● **To be done**:
Print the entries below word for word; the pictures stay out of your copy.

● **Input**:
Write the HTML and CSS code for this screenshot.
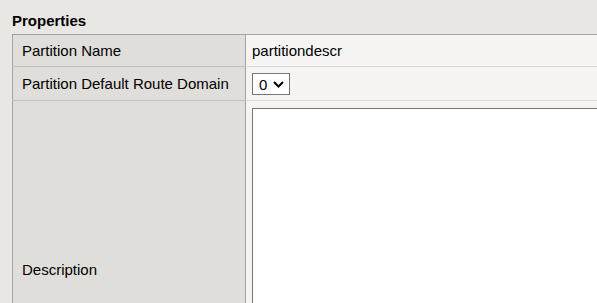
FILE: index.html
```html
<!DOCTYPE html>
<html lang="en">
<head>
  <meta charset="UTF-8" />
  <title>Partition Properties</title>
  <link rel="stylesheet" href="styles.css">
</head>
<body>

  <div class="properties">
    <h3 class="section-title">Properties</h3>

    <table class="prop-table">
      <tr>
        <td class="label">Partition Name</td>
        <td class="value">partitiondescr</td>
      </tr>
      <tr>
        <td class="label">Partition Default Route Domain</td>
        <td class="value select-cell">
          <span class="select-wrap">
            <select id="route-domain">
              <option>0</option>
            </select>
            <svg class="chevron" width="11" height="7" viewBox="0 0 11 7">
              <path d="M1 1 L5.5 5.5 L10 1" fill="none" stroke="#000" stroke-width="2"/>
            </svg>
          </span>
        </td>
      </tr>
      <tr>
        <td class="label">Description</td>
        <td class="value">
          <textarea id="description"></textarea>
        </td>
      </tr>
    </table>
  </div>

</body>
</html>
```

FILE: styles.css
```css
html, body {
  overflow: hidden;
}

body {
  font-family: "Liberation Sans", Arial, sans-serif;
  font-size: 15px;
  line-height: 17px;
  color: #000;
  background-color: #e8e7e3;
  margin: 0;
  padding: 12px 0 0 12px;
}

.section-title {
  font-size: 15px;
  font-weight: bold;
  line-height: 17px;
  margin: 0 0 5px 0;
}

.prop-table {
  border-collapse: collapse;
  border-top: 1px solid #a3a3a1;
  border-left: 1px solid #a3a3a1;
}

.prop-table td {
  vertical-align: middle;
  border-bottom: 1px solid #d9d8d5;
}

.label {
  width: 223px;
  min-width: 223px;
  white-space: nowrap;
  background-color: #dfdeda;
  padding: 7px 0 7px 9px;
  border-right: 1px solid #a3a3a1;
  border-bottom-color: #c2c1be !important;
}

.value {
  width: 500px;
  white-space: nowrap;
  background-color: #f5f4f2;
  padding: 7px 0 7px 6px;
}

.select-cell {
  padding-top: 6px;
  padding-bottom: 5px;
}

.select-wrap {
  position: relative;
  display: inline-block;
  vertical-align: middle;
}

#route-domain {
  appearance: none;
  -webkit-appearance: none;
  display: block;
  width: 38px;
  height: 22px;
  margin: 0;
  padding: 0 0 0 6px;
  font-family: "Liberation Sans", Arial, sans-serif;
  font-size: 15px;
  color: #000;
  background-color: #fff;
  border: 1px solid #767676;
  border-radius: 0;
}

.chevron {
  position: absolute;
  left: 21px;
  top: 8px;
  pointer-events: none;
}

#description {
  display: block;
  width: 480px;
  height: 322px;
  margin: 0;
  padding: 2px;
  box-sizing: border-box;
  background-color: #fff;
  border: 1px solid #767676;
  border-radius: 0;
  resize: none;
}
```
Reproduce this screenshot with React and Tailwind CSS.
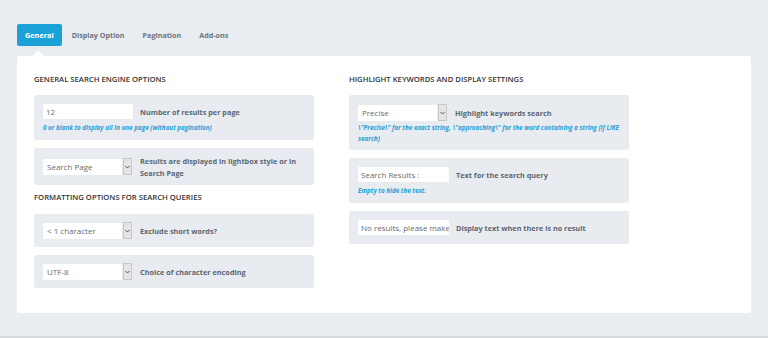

● **Task response**:
Write the HTML and CSS code for this screenshot.
FILE: index.html
```html
<!DOCTYPE html>
<html lang="en">
<head>
  <meta charset="UTF-8" />
  <title>Partition Properties</title>
  <link rel="stylesheet" href="styles.css">
</head>
<body>

  <div class="properties">
    <h3 class="section-title">Properties</h3>

    <table class="prop-table">
      <tr>
        <td class="label">Partition Name</td>
        <td class="value">partitiondescr</td>
      </tr>
      <tr>
        <td class="label">Partition Default Route Domain</td>
        <td class="value select-cell">
          <span class="select-wrap">
            <select id="route-domain">
              <option>0</option>
            </select>
            <svg class="chevron" width="11" height="7" viewBox="0 0 11 7">
              <path d="M1 1 L5.5 5.5 L10 1" fill="none" stroke="#000" stroke-width="2"/>
            </svg>
          </span>
        </td>
      </tr>
      <tr>
        <td class="label">Description</td>
        <td class="value">
          <textarea id="description"></textarea>
        </td>
      </tr>
    </table>
  </div>

</body>
</html>
```

FILE: styles.css
```css
html, body {
  overflow: hidden;
}

body {
  font-family: "Liberation Sans", Arial, sans-serif;
  font-size: 15px;
  line-height: 17px;
  color: #000;
  background-color: #e8e7e3;
  margin: 0;
  padding: 12px 0 0 12px;
}

.section-title {
  font-size: 15px;
  font-weight: bold;
  line-height: 17px;
  margin: 0 0 5px 0;
}

.prop-table {
  border-collapse: collapse;
  border-top: 1px solid #a3a3a1;
  border-left: 1px solid #a3a3a1;
}

.prop-table td {
  vertical-align: middle;
  border-bottom: 1px solid #d9d8d5;
}

.label {
  width: 223px;
  min-width: 223px;
  white-space: nowrap;
  background-color: #dfdeda;
  padding: 7px 0 7px 9px;
  border-right: 1px solid #a3a3a1;
  border-bottom-color: #c2c1be !important;
}

.value {
  width: 500px;
  white-space: nowrap;
  background-color: #f5f4f2;
  padding: 7px 0 7px 6px;
}

.select-cell {
  padding-top: 6px;
  padding-bottom: 5px;
}

.select-wrap {
  position: relative;
  display: inline-block;
  vertical-align: middle;
}

#route-domain {
  appearance: none;
  -webkit-appearance: none;
  display: block;
  width: 38px;
  height: 22px;
  margin: 0;
  padding: 0 0 0 6px;
  font-family: "Liberation Sans", Arial, sans-serif;
  font-size: 15px;
  color: #000;
  background-color: #fff;
  border: 1px solid #767676;
  border-radius: 0;
}

.chevron {
  position: absolute;
  left: 21px;
  top: 8px;
  pointer-events: none;
}

#description {
  display: block;
  width: 480px;
  height: 322px;
  margin: 0;
  padding: 2px;
  box-sizing: border-box;
  background-color: #fff;
  border: 1px solid #767676;
  border-radius: 0;
  resize: none;
}
```
Reproduce this screenshot with React and Tailwind CSS.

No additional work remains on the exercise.